• **Short problem**
Beginning with the first line, set down every line through the one containing "---------- drawer ---------- */", exactly as it appears, but not the pictures.

• **Data segment**
====================

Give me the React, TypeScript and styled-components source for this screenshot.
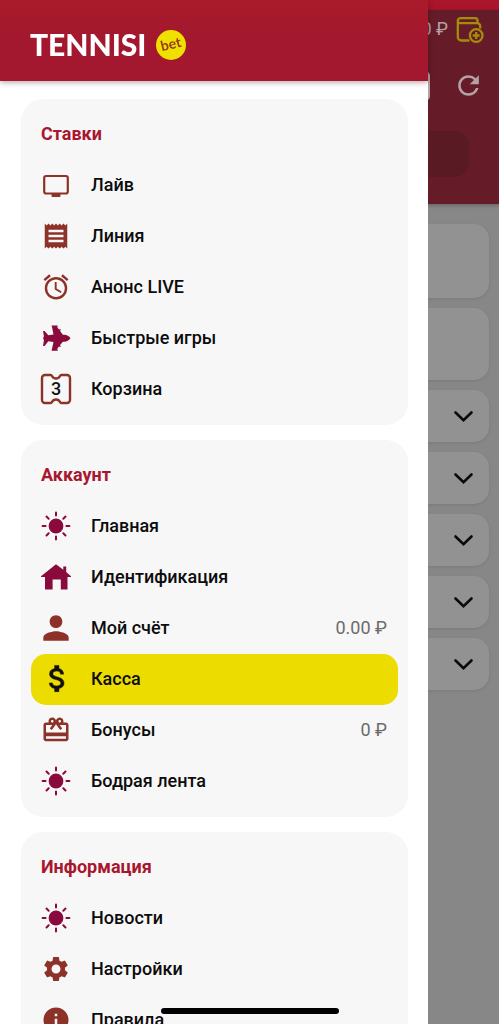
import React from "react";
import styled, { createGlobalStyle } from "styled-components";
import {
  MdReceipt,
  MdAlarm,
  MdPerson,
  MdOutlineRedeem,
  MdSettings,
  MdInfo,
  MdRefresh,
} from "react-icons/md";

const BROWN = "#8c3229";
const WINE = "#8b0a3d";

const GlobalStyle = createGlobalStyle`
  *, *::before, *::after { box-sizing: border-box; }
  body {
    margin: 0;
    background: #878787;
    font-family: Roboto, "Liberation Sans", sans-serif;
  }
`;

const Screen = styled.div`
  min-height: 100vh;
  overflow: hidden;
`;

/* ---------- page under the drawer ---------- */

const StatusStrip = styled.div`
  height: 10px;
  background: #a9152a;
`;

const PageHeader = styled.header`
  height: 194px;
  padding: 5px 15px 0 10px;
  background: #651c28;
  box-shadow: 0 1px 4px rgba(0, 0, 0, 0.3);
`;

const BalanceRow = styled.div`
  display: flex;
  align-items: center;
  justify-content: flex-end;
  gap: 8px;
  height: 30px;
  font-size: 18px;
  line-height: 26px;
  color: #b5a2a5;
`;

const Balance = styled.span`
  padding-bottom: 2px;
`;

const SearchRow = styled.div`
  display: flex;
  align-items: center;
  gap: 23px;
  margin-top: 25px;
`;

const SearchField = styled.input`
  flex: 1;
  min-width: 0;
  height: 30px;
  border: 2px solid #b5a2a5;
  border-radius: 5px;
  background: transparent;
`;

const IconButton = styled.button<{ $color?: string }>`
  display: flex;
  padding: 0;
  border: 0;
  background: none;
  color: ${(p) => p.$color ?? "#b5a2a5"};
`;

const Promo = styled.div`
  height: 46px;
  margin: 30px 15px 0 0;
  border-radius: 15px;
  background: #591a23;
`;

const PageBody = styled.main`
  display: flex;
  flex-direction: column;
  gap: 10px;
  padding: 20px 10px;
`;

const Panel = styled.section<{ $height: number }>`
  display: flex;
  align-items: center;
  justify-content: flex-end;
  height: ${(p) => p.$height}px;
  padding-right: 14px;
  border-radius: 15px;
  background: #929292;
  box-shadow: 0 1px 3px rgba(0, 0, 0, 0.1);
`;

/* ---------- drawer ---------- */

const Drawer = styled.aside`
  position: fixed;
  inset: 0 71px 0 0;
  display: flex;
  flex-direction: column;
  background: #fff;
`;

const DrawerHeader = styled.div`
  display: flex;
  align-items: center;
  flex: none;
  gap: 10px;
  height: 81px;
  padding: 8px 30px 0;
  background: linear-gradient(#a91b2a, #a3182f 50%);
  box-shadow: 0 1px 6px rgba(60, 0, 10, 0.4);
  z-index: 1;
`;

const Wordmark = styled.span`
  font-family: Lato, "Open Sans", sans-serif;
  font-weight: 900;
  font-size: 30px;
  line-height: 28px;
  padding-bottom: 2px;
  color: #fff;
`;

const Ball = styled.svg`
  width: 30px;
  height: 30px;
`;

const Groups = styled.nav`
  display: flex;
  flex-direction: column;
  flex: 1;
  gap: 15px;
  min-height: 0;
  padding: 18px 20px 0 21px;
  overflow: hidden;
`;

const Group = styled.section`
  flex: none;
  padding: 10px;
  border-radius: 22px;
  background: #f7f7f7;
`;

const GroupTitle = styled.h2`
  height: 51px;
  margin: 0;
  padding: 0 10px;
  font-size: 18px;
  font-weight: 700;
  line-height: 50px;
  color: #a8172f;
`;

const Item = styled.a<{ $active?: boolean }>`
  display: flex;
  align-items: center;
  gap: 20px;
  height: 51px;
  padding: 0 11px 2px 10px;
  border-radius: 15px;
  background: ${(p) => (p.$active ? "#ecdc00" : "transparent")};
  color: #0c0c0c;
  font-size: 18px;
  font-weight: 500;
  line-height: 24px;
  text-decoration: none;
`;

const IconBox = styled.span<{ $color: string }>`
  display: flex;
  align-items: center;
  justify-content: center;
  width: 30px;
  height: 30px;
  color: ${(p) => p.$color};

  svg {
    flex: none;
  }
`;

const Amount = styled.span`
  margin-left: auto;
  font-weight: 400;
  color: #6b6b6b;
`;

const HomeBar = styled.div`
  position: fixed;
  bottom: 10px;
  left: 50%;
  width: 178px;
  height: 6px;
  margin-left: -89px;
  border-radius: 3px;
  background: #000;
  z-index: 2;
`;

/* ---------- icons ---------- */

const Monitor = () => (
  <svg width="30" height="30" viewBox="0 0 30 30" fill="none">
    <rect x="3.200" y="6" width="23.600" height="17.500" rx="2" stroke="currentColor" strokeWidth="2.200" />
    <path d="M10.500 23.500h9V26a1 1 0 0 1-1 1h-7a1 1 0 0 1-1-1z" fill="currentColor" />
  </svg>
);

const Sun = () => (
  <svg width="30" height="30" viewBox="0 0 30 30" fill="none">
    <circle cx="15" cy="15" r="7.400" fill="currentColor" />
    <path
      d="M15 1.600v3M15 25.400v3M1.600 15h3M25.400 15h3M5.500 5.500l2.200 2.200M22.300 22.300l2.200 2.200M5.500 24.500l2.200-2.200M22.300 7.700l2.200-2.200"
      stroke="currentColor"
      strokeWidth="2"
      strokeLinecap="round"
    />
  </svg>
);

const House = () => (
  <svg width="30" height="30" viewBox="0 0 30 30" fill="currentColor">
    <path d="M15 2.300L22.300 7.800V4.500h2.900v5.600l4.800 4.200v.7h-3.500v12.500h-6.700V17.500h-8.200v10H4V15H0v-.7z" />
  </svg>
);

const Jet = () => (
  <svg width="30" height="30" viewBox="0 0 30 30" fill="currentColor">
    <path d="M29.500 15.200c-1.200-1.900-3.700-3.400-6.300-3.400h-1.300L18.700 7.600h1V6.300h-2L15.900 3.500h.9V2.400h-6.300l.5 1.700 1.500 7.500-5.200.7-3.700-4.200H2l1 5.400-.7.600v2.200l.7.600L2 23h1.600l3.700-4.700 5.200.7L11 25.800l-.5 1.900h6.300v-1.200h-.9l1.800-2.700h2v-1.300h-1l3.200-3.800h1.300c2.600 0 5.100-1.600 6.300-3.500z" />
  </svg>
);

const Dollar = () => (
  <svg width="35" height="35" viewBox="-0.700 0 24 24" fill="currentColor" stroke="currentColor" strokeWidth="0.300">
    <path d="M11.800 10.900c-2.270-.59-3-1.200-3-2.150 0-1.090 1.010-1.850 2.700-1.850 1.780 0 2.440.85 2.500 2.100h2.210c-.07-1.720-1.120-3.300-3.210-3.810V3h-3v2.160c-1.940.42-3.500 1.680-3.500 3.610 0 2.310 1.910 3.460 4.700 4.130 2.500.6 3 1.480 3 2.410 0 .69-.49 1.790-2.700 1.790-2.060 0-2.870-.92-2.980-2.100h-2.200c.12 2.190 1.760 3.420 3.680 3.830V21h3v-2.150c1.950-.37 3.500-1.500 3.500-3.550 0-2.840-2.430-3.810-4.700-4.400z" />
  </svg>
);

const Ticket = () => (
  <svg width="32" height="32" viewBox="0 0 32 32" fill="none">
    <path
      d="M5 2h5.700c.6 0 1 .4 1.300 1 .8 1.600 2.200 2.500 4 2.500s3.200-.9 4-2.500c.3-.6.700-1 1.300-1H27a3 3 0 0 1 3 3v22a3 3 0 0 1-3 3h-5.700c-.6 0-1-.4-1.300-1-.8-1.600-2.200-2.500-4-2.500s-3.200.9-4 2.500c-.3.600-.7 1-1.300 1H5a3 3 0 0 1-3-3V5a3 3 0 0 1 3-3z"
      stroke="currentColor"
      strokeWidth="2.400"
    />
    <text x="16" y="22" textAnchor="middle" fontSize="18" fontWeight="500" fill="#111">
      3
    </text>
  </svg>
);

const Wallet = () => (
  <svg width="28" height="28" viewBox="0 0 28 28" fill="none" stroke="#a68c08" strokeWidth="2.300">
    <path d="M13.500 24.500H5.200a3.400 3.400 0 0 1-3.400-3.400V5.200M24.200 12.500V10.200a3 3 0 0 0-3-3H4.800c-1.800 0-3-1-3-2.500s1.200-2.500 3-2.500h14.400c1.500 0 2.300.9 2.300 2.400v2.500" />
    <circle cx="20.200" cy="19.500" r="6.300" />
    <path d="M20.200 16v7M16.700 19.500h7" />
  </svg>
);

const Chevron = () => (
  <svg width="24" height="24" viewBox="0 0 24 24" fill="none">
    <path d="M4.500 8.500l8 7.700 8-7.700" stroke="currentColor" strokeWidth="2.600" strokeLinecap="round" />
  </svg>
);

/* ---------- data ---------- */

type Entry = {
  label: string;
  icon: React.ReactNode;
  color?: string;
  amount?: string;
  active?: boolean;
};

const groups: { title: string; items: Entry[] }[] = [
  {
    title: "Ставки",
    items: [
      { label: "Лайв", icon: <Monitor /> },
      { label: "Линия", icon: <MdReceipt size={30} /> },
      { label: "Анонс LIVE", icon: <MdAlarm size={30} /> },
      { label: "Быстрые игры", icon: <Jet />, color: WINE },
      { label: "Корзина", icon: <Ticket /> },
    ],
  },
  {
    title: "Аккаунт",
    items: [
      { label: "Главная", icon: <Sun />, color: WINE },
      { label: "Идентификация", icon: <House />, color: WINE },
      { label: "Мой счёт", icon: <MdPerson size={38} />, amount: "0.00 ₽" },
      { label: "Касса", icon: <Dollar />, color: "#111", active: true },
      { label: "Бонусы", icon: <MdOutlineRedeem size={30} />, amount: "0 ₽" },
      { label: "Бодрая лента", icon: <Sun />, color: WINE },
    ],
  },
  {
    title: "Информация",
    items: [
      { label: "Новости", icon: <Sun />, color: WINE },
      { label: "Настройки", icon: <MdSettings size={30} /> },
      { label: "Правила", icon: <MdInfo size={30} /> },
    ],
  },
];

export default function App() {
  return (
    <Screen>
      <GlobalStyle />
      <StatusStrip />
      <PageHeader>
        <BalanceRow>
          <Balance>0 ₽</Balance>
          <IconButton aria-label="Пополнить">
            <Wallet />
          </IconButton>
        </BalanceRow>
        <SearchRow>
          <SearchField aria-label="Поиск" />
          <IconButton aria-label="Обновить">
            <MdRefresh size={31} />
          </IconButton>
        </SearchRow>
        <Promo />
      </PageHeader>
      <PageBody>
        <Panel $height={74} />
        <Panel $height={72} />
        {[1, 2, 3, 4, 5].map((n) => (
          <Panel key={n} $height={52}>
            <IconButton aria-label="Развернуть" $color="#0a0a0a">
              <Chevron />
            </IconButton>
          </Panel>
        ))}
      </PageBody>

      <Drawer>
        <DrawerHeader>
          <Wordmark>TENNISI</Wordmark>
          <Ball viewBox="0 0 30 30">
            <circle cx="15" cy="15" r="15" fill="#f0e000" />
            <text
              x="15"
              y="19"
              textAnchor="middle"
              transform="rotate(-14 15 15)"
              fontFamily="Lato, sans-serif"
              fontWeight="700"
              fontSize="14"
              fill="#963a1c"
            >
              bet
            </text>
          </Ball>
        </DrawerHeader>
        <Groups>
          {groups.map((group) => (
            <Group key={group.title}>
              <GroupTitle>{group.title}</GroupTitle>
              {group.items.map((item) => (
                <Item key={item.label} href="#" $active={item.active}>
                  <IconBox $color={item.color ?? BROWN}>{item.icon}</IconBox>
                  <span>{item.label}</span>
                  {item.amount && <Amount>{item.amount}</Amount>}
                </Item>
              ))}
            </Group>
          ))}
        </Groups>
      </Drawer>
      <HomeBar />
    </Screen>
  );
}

====================

• **Reply**
Give me the React, TypeScript and styled-components source for this screenshot.
import React from "react";
import styled, { createGlobalStyle } from "styled-components";
import {
  MdReceipt,
  MdAlarm,
  MdPerson,
  MdOutlineRedeem,
  MdSettings,
  MdInfo,
  MdRefresh,
} from "react-icons/md";

const BROWN = "#8c3229";
const WINE = "#8b0a3d";

const GlobalStyle = createGlobalStyle`
  *, *::before, *::after { box-sizing: border-box; }
  body {
    margin: 0;
    background: #878787;
    font-family: Roboto, "Liberation Sans", sans-serif;
  }
`;

const Screen = styled.div`
  min-height: 100vh;
  overflow: hidden;
`;

/* ---------- page under the drawer ---------- */

const StatusStrip = styled.div`
  height: 10px;
  background: #a9152a;
`;

const PageHeader = styled.header`
  height: 194px;
  padding: 5px 15px 0 10px;
  background: #651c28;
  box-shadow: 0 1px 4px rgba(0, 0, 0, 0.3);
`;

const BalanceRow = styled.div`
  display: flex;
  align-items: center;
  justify-content: flex-end;
  gap: 8px;
  height: 30px;
  font-size: 18px;
  line-height: 26px;
  color: #b5a2a5;
`;

const Balance = styled.span`
  padding-bottom: 2px;
`;

const SearchRow = styled.div`
  display: flex;
  align-items: center;
  gap: 23px;
  margin-top: 25px;
`;

const SearchField = styled.input`
  flex: 1;
  min-width: 0;
  height: 30px;
  border: 2px solid #b5a2a5;
  border-radius: 5px;
  background: transparent;
`;

const IconButton = styled.button<{ $color?: string }>`
  display: flex;
  padding: 0;
  border: 0;
  background: none;
  color: ${(p) => p.$color ?? "#b5a2a5"};
`;

const Promo = styled.div`
  height: 46px;
  margin: 30px 15px 0 0;
  border-radius: 15px;
  background: #591a23;
`;

const PageBody = styled.main`
  display: flex;
  flex-direction: column;
  gap: 10px;
  padding: 20px 10px;
`;

const Panel = styled.section<{ $height: number }>`
  display: flex;
  align-items: center;
  justify-content: flex-end;
  height: ${(p) => p.$height}px;
  padding-right: 14px;
  border-radius: 15px;
  background: #929292;
  box-shadow: 0 1px 3px rgba(0, 0, 0, 0.1);
`;

/* ---------- drawer ---------- */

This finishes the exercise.